— Begin Data supplied —

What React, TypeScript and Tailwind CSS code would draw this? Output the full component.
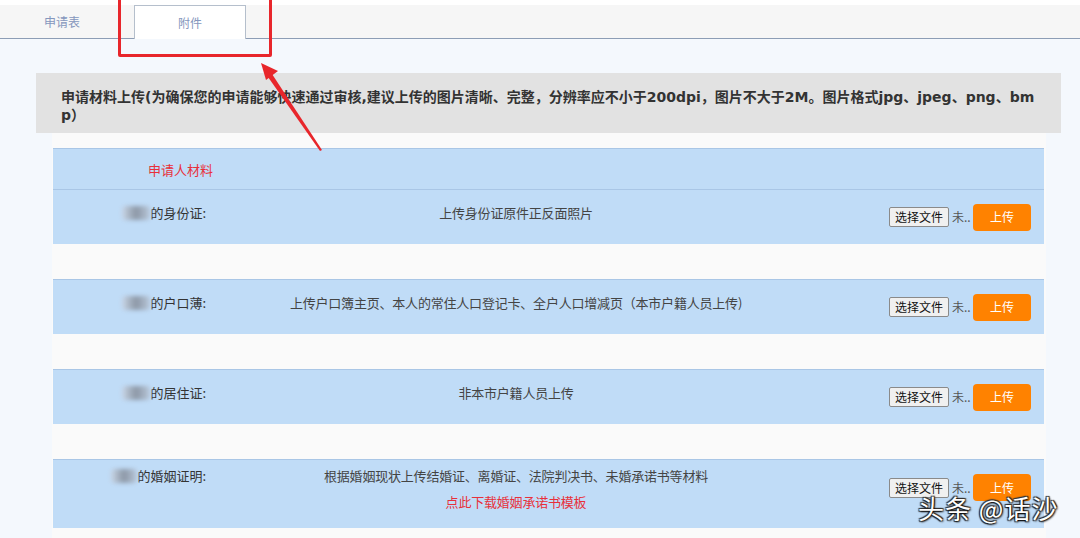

— End Data supplied —
— Begin Data supplied —

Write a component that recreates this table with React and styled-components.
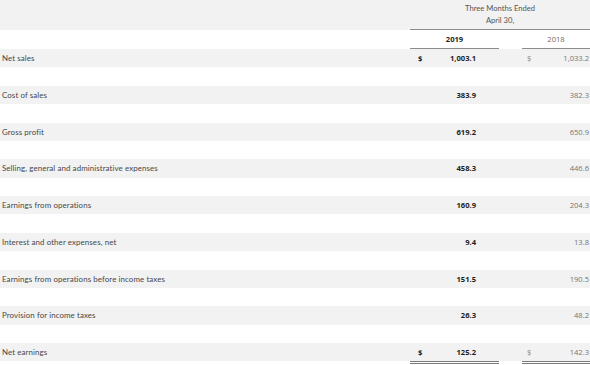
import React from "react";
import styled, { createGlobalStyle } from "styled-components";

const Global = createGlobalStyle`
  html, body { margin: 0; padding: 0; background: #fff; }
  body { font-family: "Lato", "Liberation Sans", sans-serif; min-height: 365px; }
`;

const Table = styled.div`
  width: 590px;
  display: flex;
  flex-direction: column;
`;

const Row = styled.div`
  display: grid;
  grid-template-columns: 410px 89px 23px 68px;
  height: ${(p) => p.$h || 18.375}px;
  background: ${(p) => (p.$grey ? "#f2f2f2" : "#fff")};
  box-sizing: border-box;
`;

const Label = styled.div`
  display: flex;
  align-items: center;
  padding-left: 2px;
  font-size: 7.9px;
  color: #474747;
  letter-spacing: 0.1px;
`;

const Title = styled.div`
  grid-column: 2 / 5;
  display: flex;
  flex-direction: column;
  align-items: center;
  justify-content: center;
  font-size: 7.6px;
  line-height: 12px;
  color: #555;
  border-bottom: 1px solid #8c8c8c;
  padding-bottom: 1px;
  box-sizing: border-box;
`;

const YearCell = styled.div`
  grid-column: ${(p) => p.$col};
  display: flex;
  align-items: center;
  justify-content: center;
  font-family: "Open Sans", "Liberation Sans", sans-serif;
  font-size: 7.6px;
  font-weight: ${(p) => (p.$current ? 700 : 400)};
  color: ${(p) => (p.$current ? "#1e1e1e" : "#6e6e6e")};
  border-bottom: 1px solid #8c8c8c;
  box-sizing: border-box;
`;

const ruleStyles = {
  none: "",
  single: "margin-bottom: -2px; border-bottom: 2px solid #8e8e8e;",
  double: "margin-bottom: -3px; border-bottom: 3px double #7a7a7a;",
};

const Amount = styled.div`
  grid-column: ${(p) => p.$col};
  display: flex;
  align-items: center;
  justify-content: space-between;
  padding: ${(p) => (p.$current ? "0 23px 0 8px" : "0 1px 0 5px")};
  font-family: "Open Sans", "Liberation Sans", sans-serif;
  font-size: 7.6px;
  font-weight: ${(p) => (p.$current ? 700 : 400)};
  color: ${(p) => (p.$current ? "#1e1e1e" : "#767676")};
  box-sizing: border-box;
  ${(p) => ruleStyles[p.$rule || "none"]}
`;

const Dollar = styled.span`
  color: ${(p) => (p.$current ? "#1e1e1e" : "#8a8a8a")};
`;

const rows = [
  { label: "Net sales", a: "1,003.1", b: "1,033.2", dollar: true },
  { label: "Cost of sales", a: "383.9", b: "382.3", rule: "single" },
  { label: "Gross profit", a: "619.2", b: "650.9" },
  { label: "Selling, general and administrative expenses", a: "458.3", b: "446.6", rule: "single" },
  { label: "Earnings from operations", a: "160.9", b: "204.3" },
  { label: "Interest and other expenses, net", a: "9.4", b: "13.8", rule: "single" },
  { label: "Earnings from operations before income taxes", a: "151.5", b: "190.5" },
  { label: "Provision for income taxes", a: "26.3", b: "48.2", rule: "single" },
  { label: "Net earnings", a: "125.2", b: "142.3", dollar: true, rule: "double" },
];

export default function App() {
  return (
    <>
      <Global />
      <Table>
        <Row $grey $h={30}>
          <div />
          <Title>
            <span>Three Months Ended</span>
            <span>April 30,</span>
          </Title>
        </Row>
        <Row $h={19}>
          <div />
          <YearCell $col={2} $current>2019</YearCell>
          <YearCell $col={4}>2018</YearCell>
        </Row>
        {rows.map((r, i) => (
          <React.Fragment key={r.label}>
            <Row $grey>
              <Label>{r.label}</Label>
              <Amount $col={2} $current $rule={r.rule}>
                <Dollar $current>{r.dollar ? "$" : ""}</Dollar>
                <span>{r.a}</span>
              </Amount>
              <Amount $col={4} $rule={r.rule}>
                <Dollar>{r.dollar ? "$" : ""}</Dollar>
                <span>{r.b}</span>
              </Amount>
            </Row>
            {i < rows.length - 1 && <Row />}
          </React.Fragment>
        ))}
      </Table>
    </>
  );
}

— End Data supplied —

> _Exercise goal_
Go through the records and show every line with the string "this" in it.

> _Final answer_
What React, TypeScript and Tailwind CSS code would draw this? Output the full component.
Write a component that recreates this table with React and styled-components.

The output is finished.